[Web page code records]
──────────
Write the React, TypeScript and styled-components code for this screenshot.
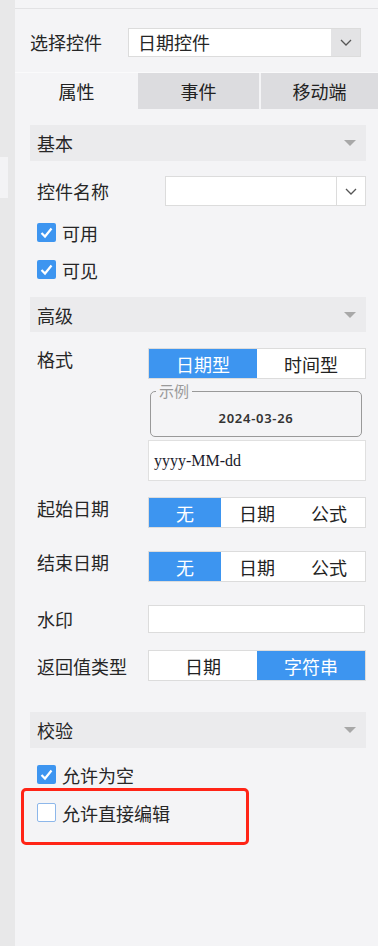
import React from "react";
import styled, { createGlobalStyle } from "styled-components";

const GlobalStyle = createGlobalStyle`
  html, body {
    margin: 0;
    padding: 0;
    background: #f4f4f6;
  }
  body {
    font-family: "Noto Sans CJK SC", "Noto Sans", sans-serif;
    color: #262626;
  }
  * {
    box-sizing: border-box;
  }
`;

const Chevron = () => (
  <svg width="12" height="7" viewBox="0 0 12 7">
    <polyline
      points="1,1 6,6 11,1"
      fill="none"
      stroke="#555"
      strokeWidth="1.3"
    />
  </svg>
);

const Caret = () => (
  <svg width="12" height="6" viewBox="0 0 12 6">
    <polygon points="0,0 12,0 6,6" fill="#a8a8a8" />
  </svg>
);

const CheckBox: React.FC<{ checked: boolean }> = ({ checked }) => (
  <Box $checked={checked}>
    {checked && (
      <svg width="19" height="19" viewBox="0 0 19 19">
        <path
          d="M4.5 10 L8 13.5 L14.5 5.5"
          fill="none"
          stroke="#fff"
          strokeWidth="2.2"
        />
      </svg>
    )}
  </Box>
);

const Segmented: React.FC<{ items: string[]; active: number }> = ({
  items,
  active,
}) => (
  <Segment $cols={items.length}>
    {items.map((item, i) => (
      <SegItem key={item} $active={i === active}>
        {item}
      </SegItem>
    ))}
  </Segment>
);

const App: React.FC = () => {
  return (
    <Page>
      <GlobalStyle />
      <LeftStrip>
        <StripTab />
      </LeftStrip>
      <Panel>
        <TopBar />
        <SelectRow>
          <SelectLabel>选择控件</SelectLabel>
          <Select>
            <SelectValue>日期控件</SelectValue>
            <DropBtn>
              <Chevron />
            </DropBtn>
          </Select>
        </SelectRow>
        <Tabs>
          <Tab $w="123px" $active>
            属性
          </Tab>
          <Tab $w="121px">事件</Tab>
          <Tab $w="auto" $split>
            移动端
          </Tab>
        </Tabs>

        <Body>
          <SectionHeader $mt={16}>
            基本
            <Caret />
          </SectionHeader>
          <Row $mt={15}>
            <Label $w={128}>控件名称</Label>
            <Combo>
              <ComboValue />
              <ComboBtn>
                <Chevron />
              </ComboBtn>
            </Combo>
          </Row>
          <CheckRow $mt={17}>
            <CheckBox checked />
            可用
          </CheckRow>
          <CheckRow $mt={18}>
            <CheckBox checked />
            可见
          </CheckRow>

          <SectionHeader $mt={18} $h={35}>
            高级
            <Caret />
          </SectionHeader>
          <Row $mt={16} $top>
            <Label $w={111} $lh={22}>
              格式
            </Label>
            <RightCol>
              <Segmented items={["日期型", "时间型"]} active={0} />
              <Example>
                <Legend>示例</Legend>
                <DateText>2024-03-26</DateText>
              </Example>
              <PatternBox>yyyy-MM-dd</PatternBox>
            </RightCol>
          </Row>
          <Row $mt={16} $top>
            <Label $w={111} $lh={22}>
              起始日期
            </Label>
            <RightCol>
              <Segmented items={["无", "日期", "公式"]} active={0} />
            </RightCol>
          </Row>
          <Row $mt={23} $top>
            <Label $w={111} $lh={22}>
              结束日期
            </Label>
            <RightCol>
              <Segmented items={["无", "日期", "公式"]} active={0} />
            </RightCol>
          </Row>
          <Row $mt={23}>
            <Label $w={111}>水印</Label>
            <RightCol>
              <PlainInput />
            </RightCol>
          </Row>
          <Row $mt={17}>
            <Label $w={111}>返回值类型</Label>
            <RightCol>
              <Segmented items={["日期", "字符串"]} active={1} />
            </RightCol>
          </Row>

          <SectionHeader $mt={31}>
            校验
            <Caret />
          </SectionHeader>
          <CheckRow $mt={17}>
            <CheckBox checked />
            允许为空
          </CheckRow>
          <CheckRow $mt={19}>
            <Highlight />
            <CheckBox checked={false} />
            允许直接编辑
          </CheckRow>
        </Body>
      </Panel>
    </Page>
  );
};

const Page = styled.div`
  display: flex;
  width: 378px;
  height: 946px;
  overflow: hidden;
  background: #f4f4f6;
`;

const LeftStrip = styled.div`
  width: 15px;
  flex-shrink: 0;
  background: #e8e8e9;
  padding-top: 157px;
`;

const StripTab = styled.div`
  width: 8px;
  height: 41px;
  background: #f3f3f5;
`;

const Panel = styled.div`
  flex: 1;
  display: flex;
  flex-direction: column;
  background: #f4f4f6;
`;

const TopBar = styled.div`
  height: 9px;
  border-bottom: 1px solid #e2e2e4;
`;

const SelectRow = styled.div`
  display: flex;
  align-items: flex-start;
  height: 63px;
  padding: 19px 17px 0 15px;
`;

const SelectLabel = styled.div`
  width: 98px;
  font-size: 18px;
  line-height: 29px;
  flex-shrink: 0;
`;

const Select = styled.div`
  display: flex;
  width: 233px;
  height: 29px;
  border: 1px solid #dcdcdc;
  background: #fff;
`;

const SelectValue = styled.div`
  flex: 1;
  padding-left: 9px;
  font-size: 18px;
  line-height: 27px;
`;

const DropBtn = styled.div`
  width: 29px;
  display: flex;
  align-items: center;
  justify-content: center;
  background: #e3e3e5;
`;

const Tabs = styled.div`
  display: flex;
  height: 37px;
  border-top: 1px solid #fafafb;
`;

const Tab = styled.div<{ $w: string; $active?: boolean; $split?: boolean }>`
  width: ${(p) => p.$w};
  flex: ${(p) => (p.$w === "auto" ? 1 : "none")};
  display: flex;
  align-items: center;
  justify-content: center;
  font-size: 18px;
  color: #222;
  background: ${(p) => (p.$active ? "#f4f4f6" : "#dcdcdf")};
  border-left: ${(p) => (p.$split ? "2px solid #f4f4f6" : "none")};
`;

const Body = styled.div`
  padding: 0 12px 0 15px;
`;

const SectionHeader = styled.div<{ $mt: number; $h?: number }>`
  margin-top: ${(p) => p.$mt}px;
  height: ${(p) => p.$h ?? 36}px;
  display: flex;
  align-items: center;
  justify-content: space-between;
  padding: 0 10px 0 7px;
  background: #ebebed;
  font-size: 18px;
  color: #262626;
`;

const Row = styled.div<{ $mt: number; $top?: boolean }>`
  display: flex;
  align-items: ${(p) => (p.$top ? "flex-start" : "center")};
  margin-top: ${(p) => p.$mt}px;
  padding-left: 7px;
`;

const Label = styled.div<{ $w: number; $lh?: number }>`
  width: ${(p) => p.$w}px;
  flex-shrink: 0;
  font-size: 18px;
  line-height: ${(p) => p.$lh ?? 26}px;
  color: #262626;
`;

const RightCol = styled.div`
  flex: 1;
  display: flex;
  flex-direction: column;
`;

const Combo = styled.div`
  flex: 1;
  display: flex;
  height: 30px;
  border: 1px solid #dcdcdc;
  background: #fff;
`;

const ComboValue = styled.div`
  flex: 1;
`;

const ComboBtn = styled.div`
  width: 29px;
  display: flex;
  align-items: center;
  justify-content: center;
  border-left: 1px solid #dcdcdc;
`;

const Segment = styled.div<{ $cols: number }>`
  display: grid;
  grid-template-columns: repeat(${(p) => p.$cols}, 1fr);
  height: 31px;
  border: 1px solid #dcdcdc;
  background: #fff;
`;

const SegItem = styled.div<{ $active: boolean }>`
  display: flex;
  align-items: center;
  justify-content: center;
  font-size: 18px;
  background: ${(p) => (p.$active ? "#3d95f0" : "#fff")};
  color: ${(p) => (p.$active ? "#fff" : "#222")};
`;

const Example = styled.fieldset`
  margin: 3px 4px 0 2px;
  padding: 0;
  border: 1px solid #999;
  border-radius: 5px;
  min-width: 0;
`;

const Legend = styled.legend`
  margin-left: 5px;
  padding: 0 3px;
  font-size: 15px;
  line-height: 18px;
  color: #9a9a9a;
`;

const DateText = styled.div`
  text-align: center;
  font-family: "Noto Sans", sans-serif;
  font-size: 13px;
  font-weight: 600;
  letter-spacing: 0.7px;
  line-height: 36px;
  color: #333;
`;

const PatternBox = styled.div`
  margin-top: 3px;
  height: 41px;
  padding-left: 5px;
  background: #fff;
  border: 1px solid #e0e0e0;
  font-family: "Liberation Serif", serif;
  font-size: 16px;
  line-height: 39px;
  color: #1a1a2a;
`;

const PlainInput = styled.div`
  height: 28px;
  margin-right: 1px;
  background: #fff;
  border: 1px solid #dcdcdc;
`;

const CheckRow = styled.div<{ $mt: number }>`
  position: relative;
  display: flex;
  align-items: center;
  gap: 6px;
  height: 19px;
  margin-top: ${(p) => p.$mt}px;
  padding-left: 7px;
  font-size: 18px;
  color: #262626;
`;

const Box = styled.span<{ $checked: boolean }>`
  width: 19px;
  height: 19px;
  flex-shrink: 0;
  border-radius: 2px;
  background: ${(p) => (p.$checked ? "#3d95f0" : "#fff")};
  border: ${(p) => (p.$checked ? "none" : "1.5px solid #8db7ea")};
  display: flex;
`;

const Highlight = styled.div`
  position: absolute;
  top: -15px;
  left: -9px;
  width: 228px;
  height: 57px;
  border: 3px solid #ff2416;
  border-radius: 5px;
  pointer-events: none;
`;

export default App;
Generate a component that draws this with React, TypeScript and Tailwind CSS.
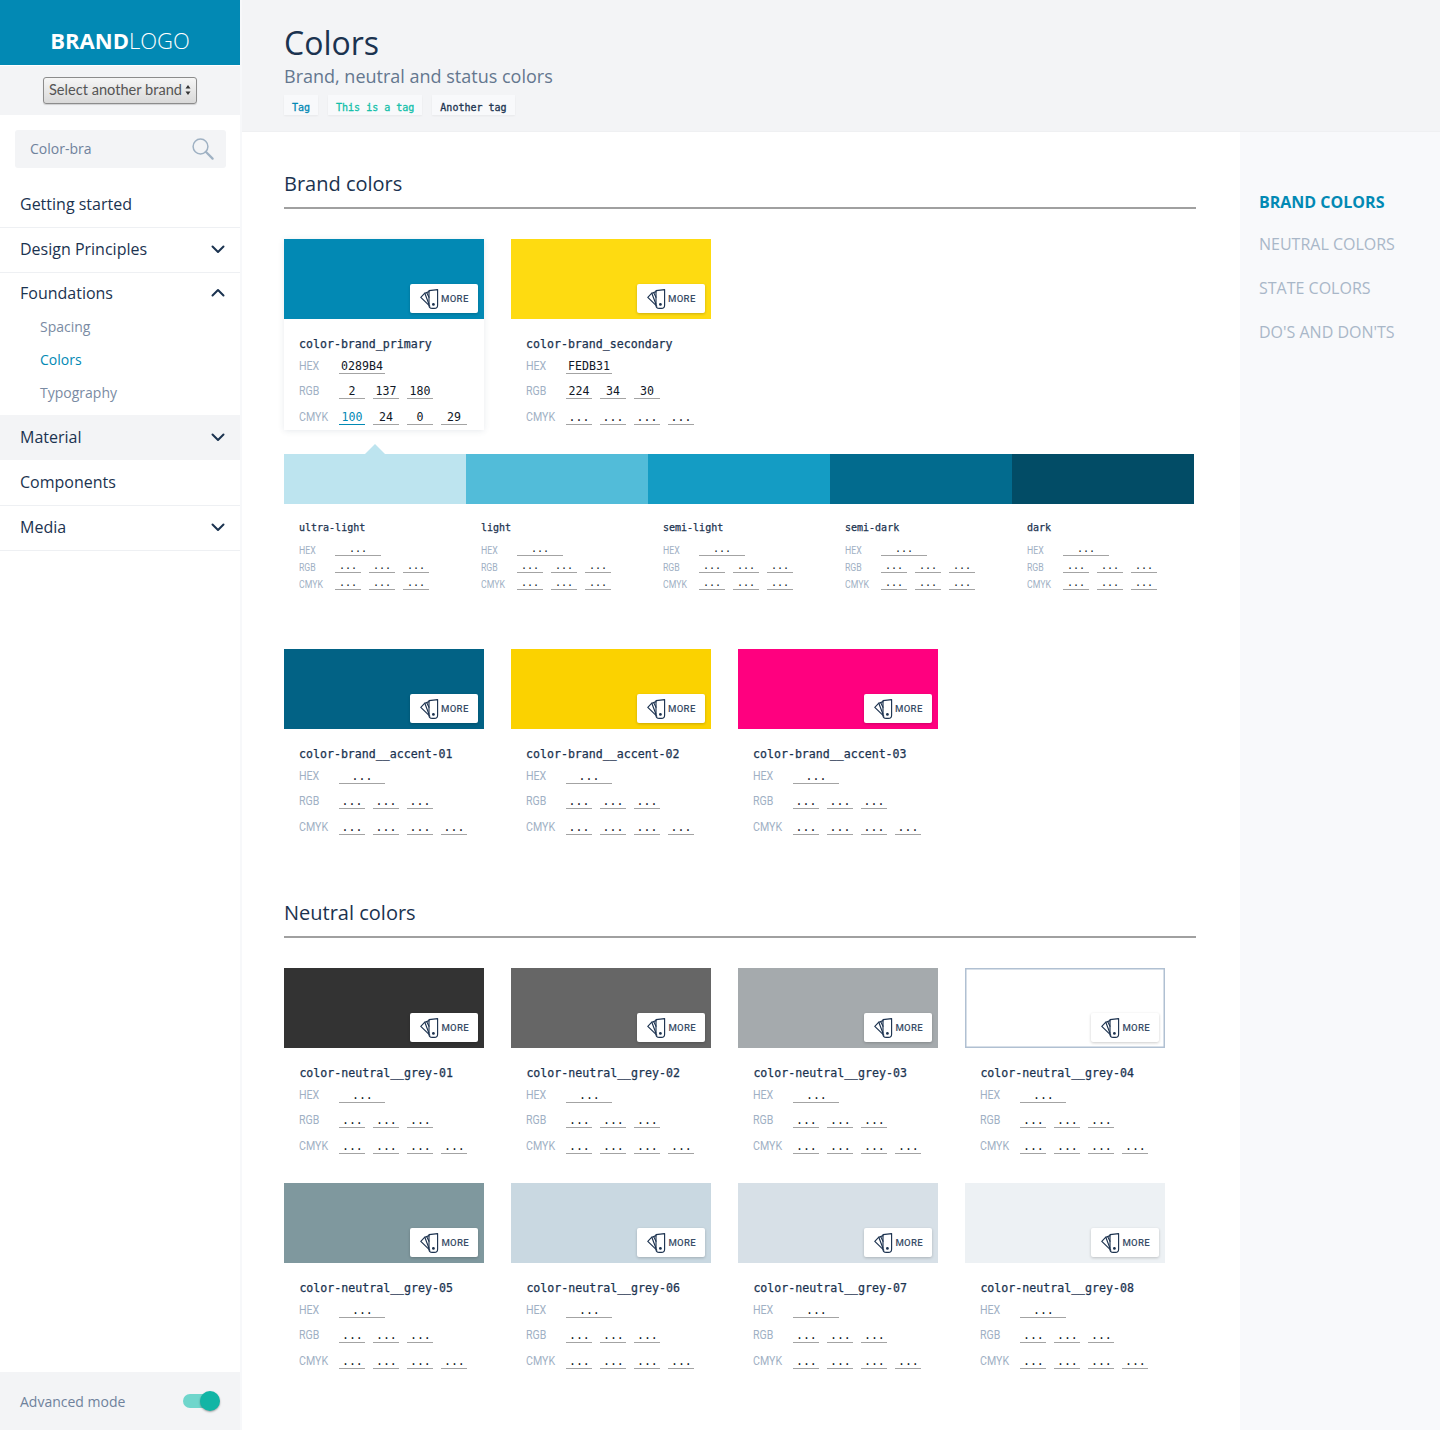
──────────
• **To do**: Return nothing except the number of lines that include the string "this".

• **Answer for the task**: 2